[start Available data]

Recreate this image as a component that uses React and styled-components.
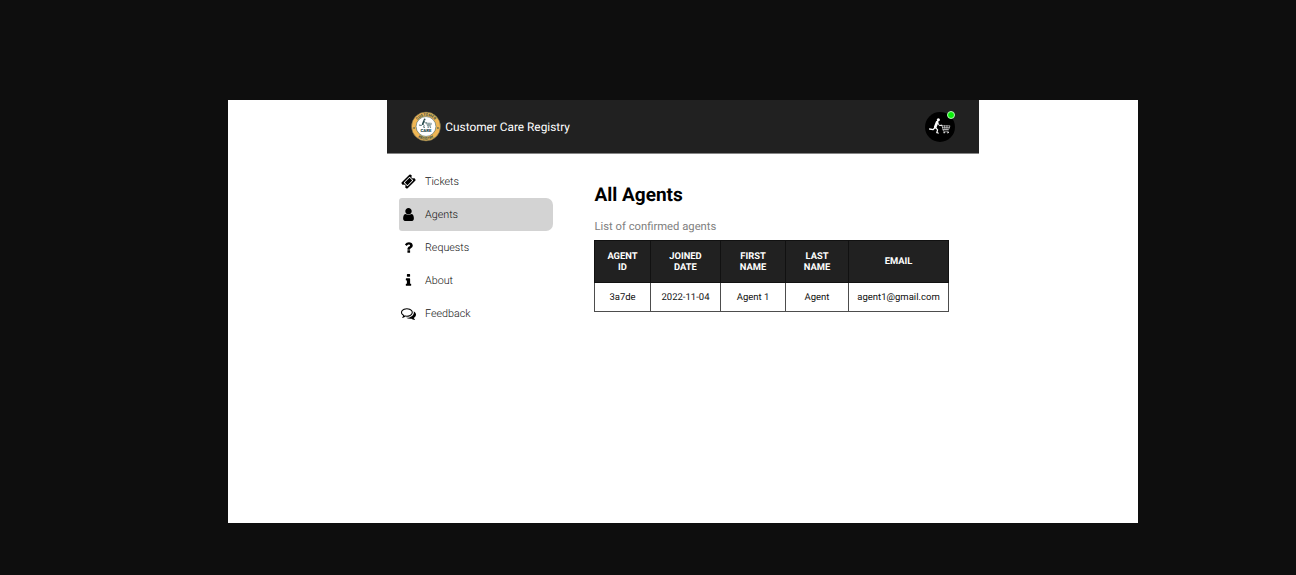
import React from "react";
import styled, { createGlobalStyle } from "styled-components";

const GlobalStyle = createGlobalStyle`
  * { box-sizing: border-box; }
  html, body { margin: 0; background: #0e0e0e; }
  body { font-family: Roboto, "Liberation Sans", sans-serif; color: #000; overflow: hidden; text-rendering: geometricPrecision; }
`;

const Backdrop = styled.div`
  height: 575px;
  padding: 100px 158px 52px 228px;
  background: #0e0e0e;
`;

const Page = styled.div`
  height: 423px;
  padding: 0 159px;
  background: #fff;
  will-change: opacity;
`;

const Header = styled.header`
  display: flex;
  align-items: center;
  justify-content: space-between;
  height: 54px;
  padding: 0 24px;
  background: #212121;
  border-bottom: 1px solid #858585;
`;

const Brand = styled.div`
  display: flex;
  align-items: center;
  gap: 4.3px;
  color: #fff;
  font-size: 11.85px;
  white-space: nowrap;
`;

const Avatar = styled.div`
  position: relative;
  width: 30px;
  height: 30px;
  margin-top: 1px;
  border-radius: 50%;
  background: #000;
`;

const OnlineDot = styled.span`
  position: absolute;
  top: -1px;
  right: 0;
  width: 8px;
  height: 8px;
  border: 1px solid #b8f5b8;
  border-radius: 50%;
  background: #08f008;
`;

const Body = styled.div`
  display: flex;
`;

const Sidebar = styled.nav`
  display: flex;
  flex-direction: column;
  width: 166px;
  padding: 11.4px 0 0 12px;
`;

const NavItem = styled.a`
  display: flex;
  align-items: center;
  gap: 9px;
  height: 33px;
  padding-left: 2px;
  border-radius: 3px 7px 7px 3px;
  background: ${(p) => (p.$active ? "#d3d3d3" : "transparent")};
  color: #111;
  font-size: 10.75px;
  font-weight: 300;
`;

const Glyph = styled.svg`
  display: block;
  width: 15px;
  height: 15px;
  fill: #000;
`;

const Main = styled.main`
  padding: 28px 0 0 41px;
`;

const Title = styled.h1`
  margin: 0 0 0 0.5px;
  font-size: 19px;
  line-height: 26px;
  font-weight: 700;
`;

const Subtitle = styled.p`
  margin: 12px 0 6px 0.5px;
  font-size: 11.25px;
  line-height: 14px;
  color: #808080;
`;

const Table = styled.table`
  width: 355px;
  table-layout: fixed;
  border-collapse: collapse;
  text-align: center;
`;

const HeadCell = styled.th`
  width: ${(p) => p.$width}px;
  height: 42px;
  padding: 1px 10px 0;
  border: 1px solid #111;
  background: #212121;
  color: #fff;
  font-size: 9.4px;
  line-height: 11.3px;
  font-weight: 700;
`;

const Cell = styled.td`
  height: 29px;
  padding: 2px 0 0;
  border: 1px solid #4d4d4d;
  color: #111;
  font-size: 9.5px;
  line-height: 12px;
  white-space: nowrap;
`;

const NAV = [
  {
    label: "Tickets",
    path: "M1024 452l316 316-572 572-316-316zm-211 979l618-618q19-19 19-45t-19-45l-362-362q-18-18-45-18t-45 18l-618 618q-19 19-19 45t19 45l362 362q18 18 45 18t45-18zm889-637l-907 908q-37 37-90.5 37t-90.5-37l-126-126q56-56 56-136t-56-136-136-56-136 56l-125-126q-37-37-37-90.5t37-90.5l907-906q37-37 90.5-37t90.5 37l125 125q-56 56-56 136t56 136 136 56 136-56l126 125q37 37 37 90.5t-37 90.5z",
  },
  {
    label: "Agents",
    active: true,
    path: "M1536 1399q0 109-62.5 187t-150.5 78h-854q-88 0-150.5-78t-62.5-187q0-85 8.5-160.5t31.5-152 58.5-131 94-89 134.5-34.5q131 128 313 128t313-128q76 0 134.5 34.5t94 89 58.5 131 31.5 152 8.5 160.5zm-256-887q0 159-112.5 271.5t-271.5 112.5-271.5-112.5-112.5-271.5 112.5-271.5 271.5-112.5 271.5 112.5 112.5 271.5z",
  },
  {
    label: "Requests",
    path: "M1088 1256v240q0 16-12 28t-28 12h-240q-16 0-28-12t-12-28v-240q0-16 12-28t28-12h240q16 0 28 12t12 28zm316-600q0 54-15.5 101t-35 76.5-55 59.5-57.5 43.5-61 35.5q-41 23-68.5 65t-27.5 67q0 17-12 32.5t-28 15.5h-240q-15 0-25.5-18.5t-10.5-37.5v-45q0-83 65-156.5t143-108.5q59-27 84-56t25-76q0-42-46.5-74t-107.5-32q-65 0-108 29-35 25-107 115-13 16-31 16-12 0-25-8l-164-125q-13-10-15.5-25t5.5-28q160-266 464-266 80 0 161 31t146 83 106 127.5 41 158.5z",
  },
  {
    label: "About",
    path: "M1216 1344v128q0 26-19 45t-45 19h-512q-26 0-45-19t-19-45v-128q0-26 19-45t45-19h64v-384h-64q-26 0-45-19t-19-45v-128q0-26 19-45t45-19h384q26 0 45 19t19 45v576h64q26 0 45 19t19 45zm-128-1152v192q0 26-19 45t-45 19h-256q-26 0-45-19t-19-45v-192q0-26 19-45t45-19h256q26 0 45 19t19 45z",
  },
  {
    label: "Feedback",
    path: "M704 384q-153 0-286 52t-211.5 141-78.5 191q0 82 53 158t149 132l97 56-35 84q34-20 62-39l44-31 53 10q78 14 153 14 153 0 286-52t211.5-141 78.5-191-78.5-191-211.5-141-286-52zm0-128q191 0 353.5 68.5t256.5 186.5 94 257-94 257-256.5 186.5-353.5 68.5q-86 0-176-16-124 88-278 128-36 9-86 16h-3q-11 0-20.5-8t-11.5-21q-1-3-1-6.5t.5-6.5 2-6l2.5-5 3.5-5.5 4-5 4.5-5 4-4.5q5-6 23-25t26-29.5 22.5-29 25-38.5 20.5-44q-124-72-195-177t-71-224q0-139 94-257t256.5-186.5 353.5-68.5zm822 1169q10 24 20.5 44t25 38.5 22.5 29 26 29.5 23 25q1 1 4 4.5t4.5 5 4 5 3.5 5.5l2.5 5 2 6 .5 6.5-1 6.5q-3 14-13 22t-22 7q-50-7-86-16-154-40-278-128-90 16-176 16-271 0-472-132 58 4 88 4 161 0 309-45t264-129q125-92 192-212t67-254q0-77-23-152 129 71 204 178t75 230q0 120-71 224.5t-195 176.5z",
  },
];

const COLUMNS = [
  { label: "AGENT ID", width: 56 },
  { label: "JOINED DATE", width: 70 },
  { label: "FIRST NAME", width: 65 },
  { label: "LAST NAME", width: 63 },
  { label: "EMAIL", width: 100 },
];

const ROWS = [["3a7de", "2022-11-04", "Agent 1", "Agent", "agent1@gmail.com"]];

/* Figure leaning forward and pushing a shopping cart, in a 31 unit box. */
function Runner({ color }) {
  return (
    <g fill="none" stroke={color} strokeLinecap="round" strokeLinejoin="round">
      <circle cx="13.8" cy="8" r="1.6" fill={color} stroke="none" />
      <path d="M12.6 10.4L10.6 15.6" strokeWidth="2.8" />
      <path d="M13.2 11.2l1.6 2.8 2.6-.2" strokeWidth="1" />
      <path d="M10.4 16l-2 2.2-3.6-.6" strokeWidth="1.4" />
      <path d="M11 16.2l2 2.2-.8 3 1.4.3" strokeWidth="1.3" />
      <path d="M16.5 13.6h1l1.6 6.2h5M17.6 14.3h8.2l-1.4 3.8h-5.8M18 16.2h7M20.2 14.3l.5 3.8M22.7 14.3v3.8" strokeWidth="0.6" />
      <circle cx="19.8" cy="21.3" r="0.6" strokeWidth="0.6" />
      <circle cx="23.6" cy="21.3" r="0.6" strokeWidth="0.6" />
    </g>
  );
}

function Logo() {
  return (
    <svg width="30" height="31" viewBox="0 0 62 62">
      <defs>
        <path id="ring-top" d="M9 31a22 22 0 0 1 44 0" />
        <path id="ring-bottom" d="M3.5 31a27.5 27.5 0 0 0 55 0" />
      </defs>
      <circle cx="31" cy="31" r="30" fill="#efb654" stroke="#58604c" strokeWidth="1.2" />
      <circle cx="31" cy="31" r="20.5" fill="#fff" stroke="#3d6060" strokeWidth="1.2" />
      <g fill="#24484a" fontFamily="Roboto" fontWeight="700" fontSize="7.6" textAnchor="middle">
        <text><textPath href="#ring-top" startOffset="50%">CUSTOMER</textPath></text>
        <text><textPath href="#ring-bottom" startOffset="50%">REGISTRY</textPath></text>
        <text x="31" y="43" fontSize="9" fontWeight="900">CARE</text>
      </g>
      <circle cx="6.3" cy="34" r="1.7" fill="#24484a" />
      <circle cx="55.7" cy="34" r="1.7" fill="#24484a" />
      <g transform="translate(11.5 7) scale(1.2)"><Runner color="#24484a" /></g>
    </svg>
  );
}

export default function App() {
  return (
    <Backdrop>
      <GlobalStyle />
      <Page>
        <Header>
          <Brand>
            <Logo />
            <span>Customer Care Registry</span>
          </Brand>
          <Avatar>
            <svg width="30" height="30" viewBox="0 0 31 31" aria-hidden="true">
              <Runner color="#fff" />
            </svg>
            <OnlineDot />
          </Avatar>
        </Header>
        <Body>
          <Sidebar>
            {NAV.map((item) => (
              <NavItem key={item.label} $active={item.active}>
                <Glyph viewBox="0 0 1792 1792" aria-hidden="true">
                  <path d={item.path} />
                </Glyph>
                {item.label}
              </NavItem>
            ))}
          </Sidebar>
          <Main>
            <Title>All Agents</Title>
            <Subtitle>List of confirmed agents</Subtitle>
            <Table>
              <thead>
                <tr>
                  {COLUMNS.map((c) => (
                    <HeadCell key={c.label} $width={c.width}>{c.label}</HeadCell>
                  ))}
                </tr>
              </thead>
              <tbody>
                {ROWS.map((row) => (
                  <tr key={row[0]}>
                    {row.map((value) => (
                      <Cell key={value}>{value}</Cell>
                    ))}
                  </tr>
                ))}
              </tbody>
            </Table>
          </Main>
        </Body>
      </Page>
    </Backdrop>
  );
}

[end Available data]

### What this task involves
Gather each line of the listing that holds the string "React".

### Response below
Recreate this image as a component that uses React and styled-components.
import React from "react";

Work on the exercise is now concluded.